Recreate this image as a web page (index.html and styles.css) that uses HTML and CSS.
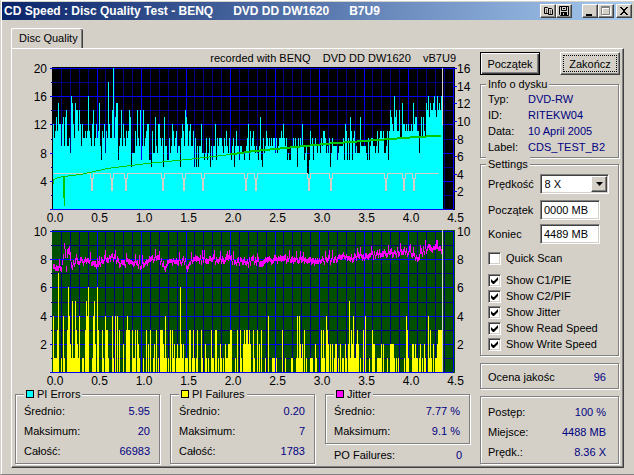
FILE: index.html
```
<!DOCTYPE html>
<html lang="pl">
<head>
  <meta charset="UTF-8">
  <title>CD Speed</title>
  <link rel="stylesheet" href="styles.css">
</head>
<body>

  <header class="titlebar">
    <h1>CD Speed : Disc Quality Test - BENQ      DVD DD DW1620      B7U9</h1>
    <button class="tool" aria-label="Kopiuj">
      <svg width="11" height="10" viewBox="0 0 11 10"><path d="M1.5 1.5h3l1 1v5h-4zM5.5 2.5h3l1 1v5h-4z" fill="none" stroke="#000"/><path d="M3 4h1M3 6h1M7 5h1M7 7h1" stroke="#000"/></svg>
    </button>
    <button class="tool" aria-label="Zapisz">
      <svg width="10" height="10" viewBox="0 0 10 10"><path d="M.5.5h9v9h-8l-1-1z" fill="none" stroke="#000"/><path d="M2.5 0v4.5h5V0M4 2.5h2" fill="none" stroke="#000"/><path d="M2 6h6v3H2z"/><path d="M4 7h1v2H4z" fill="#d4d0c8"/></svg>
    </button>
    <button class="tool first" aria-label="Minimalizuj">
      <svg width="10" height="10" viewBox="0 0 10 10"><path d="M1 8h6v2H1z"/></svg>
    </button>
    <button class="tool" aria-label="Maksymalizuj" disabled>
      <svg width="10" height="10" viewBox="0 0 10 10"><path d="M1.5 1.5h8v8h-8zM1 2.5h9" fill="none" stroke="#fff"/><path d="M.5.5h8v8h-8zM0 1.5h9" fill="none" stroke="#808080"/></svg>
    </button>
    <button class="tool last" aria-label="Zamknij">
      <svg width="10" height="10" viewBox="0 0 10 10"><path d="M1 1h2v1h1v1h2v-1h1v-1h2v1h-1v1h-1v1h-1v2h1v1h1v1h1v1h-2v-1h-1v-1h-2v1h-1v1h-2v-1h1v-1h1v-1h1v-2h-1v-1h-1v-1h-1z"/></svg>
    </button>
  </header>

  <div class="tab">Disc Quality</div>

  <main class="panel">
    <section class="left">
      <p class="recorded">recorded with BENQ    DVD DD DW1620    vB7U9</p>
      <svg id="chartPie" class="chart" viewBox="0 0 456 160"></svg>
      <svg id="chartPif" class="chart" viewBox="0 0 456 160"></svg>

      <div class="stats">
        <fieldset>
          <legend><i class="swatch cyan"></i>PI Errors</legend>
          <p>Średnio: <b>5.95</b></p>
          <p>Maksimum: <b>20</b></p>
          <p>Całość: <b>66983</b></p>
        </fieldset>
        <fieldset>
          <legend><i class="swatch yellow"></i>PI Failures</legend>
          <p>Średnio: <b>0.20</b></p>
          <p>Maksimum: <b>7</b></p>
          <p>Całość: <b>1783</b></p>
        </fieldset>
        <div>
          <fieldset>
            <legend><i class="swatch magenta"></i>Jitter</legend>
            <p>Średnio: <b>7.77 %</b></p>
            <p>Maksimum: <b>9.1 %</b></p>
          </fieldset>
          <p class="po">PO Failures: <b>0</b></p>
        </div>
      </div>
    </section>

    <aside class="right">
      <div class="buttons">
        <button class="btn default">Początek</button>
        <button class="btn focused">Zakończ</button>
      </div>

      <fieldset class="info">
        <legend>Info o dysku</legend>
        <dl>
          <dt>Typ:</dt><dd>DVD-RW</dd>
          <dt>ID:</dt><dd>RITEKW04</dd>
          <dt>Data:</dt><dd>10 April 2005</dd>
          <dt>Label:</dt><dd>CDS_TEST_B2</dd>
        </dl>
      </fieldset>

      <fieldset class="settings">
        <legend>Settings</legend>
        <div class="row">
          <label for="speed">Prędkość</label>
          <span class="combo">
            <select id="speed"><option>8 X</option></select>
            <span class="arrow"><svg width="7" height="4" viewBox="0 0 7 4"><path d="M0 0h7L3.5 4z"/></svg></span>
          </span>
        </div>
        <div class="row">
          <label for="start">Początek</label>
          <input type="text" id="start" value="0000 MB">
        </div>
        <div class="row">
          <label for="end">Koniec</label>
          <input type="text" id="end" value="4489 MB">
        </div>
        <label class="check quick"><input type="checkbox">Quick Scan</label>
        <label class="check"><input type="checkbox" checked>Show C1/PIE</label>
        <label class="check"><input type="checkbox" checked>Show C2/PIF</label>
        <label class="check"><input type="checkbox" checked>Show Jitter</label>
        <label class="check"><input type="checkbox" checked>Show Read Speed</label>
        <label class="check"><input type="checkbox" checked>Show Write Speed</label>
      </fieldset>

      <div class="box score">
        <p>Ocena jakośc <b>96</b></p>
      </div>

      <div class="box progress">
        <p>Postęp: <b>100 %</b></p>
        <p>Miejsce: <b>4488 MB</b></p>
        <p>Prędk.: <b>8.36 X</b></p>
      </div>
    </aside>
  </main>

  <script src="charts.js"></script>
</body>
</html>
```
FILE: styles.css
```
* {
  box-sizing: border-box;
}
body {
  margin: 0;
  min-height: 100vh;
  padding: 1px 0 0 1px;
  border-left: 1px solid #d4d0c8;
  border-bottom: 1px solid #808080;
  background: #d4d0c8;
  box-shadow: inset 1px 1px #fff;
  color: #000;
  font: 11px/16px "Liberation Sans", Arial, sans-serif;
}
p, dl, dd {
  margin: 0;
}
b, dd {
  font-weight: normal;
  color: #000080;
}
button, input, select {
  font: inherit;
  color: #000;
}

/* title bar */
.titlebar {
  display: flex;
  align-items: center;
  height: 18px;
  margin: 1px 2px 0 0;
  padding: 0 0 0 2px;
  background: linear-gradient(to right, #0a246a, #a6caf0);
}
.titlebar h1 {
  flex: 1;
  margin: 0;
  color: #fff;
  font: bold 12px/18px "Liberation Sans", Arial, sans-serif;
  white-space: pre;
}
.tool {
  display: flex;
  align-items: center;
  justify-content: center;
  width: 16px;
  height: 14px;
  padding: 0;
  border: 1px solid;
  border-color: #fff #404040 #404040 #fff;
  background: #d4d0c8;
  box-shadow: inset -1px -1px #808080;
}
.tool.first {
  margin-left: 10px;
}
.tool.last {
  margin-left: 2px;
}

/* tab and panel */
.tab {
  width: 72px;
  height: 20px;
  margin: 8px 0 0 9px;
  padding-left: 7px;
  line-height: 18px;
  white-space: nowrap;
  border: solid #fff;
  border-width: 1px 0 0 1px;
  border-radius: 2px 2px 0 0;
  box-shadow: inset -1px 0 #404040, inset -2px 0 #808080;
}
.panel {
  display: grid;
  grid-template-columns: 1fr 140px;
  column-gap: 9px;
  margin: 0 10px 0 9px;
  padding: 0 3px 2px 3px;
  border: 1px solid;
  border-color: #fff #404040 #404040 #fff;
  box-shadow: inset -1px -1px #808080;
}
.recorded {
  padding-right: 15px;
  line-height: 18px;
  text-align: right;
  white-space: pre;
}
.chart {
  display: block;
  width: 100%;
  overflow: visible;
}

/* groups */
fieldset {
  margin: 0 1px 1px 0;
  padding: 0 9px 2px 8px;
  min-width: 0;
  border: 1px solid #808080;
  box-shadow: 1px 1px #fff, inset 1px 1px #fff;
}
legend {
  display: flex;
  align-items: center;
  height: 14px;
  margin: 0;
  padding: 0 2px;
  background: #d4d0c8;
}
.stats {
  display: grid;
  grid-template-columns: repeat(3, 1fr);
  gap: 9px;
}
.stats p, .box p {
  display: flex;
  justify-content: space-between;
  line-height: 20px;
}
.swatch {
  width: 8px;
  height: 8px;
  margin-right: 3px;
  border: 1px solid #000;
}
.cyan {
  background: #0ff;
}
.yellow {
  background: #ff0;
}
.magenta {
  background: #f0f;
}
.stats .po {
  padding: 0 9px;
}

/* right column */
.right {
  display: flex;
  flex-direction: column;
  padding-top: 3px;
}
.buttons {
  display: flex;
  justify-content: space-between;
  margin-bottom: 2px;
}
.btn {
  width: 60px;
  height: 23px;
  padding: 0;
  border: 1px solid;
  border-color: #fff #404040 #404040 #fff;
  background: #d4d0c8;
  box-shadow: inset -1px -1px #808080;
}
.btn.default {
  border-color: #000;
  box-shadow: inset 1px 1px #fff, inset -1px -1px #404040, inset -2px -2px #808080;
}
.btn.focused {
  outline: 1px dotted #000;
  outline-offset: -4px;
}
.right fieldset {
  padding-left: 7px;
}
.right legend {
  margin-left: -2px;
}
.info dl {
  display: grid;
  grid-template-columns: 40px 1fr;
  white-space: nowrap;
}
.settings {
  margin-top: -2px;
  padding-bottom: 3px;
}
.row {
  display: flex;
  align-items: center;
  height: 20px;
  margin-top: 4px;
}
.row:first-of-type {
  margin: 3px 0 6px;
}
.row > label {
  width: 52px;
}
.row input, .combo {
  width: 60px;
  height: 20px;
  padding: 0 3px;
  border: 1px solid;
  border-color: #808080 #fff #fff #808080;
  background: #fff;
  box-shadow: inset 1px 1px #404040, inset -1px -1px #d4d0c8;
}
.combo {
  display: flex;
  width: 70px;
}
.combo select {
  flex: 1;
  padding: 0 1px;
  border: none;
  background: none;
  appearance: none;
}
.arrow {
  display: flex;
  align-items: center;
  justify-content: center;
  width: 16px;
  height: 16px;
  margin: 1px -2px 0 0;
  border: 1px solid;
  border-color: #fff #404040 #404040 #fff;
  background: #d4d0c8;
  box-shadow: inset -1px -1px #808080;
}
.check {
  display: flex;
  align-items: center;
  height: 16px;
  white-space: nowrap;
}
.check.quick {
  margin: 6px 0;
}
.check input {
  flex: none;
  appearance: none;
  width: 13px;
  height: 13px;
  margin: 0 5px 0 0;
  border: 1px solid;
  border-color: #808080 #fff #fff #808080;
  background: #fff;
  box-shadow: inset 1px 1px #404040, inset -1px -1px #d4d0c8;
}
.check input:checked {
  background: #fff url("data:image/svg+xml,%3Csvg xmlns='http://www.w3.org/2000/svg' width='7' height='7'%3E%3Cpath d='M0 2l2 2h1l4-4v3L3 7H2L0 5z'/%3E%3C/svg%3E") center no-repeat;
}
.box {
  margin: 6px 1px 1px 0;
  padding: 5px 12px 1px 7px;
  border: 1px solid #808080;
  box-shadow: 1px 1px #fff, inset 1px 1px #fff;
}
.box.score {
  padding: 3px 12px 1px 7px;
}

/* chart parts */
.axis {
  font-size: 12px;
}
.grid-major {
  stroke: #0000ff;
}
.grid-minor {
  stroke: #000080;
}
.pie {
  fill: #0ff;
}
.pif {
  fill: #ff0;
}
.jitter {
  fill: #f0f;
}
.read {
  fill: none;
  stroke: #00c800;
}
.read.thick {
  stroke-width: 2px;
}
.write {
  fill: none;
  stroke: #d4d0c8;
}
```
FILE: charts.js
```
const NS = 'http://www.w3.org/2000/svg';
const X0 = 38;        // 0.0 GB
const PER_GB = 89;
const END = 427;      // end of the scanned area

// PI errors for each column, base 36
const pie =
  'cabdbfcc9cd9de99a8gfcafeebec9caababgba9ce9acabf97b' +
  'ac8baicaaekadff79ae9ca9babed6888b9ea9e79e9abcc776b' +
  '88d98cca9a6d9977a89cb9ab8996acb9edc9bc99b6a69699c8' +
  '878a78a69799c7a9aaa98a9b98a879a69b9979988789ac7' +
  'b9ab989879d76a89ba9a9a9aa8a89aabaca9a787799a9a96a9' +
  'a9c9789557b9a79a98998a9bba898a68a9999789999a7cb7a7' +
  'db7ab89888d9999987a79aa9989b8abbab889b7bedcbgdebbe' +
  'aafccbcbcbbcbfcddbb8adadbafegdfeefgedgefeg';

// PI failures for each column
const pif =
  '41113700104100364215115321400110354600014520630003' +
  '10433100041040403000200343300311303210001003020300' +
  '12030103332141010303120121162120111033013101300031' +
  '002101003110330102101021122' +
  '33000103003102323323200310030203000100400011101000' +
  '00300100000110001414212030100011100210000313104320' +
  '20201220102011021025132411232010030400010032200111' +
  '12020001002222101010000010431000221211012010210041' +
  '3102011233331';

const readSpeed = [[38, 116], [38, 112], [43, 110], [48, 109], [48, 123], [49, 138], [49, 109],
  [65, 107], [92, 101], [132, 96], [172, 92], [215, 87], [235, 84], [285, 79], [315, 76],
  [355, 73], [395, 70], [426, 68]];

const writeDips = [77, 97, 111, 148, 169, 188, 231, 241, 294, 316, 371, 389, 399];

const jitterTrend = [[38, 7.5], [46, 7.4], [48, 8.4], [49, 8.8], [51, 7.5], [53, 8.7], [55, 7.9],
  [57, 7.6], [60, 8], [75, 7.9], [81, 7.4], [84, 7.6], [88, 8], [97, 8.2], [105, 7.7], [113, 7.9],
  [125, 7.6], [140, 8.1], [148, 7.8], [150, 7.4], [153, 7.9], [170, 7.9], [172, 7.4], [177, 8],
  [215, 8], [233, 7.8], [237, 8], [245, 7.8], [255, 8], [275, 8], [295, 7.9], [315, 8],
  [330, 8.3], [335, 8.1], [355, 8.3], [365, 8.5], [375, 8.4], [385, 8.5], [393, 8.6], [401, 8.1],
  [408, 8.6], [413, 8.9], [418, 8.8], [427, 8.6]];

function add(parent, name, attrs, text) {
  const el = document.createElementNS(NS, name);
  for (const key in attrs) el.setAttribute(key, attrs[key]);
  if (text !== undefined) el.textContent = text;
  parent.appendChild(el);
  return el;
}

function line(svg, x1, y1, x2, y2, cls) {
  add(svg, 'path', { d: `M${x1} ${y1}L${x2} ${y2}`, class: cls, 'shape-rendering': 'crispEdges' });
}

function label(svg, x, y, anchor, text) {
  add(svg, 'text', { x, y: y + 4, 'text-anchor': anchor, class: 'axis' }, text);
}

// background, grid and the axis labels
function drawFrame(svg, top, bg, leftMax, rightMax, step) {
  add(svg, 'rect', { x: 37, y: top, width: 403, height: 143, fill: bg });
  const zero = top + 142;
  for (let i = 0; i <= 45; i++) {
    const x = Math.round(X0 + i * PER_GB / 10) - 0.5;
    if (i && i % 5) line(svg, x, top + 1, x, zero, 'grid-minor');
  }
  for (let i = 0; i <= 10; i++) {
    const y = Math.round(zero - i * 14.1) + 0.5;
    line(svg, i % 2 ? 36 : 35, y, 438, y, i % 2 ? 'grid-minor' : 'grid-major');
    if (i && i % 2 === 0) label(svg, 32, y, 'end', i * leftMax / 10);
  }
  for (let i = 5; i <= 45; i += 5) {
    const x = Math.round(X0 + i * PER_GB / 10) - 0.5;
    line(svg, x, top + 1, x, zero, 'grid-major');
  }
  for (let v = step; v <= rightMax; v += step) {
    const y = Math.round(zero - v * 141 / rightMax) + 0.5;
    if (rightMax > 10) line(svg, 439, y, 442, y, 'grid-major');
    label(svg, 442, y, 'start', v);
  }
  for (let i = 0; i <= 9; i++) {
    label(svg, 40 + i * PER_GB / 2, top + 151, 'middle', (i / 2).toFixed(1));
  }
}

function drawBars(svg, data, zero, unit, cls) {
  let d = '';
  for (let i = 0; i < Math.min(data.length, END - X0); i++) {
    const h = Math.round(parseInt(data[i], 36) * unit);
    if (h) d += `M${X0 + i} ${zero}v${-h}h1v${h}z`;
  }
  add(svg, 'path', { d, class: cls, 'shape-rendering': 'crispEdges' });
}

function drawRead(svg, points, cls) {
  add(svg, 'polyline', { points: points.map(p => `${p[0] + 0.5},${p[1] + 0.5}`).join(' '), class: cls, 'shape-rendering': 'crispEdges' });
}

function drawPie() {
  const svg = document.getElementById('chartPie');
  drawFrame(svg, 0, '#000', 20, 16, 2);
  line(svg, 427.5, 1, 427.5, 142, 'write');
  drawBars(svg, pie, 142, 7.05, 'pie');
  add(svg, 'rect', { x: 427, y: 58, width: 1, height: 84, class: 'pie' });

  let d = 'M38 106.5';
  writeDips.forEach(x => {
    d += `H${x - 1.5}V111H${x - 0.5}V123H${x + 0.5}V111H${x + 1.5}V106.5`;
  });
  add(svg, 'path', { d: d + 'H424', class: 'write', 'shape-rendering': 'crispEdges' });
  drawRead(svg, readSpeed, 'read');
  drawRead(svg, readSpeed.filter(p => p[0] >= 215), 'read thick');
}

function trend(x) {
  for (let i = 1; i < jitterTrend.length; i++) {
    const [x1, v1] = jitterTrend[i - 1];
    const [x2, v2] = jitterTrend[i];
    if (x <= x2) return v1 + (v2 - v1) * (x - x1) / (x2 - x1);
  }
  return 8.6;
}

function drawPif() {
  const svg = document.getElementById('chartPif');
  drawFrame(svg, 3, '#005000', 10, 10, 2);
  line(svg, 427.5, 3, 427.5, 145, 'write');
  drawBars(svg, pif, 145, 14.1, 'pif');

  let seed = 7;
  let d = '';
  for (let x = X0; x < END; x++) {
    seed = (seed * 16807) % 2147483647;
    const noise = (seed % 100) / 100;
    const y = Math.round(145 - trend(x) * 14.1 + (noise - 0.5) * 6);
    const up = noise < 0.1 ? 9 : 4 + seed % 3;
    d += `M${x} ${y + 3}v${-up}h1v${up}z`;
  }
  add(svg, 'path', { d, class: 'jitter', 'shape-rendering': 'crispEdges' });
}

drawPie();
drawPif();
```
========
**Written request:** Each line containing the word "html" counts once; say how many such lines there are, giving only the number.

**Response to this exercise:** 5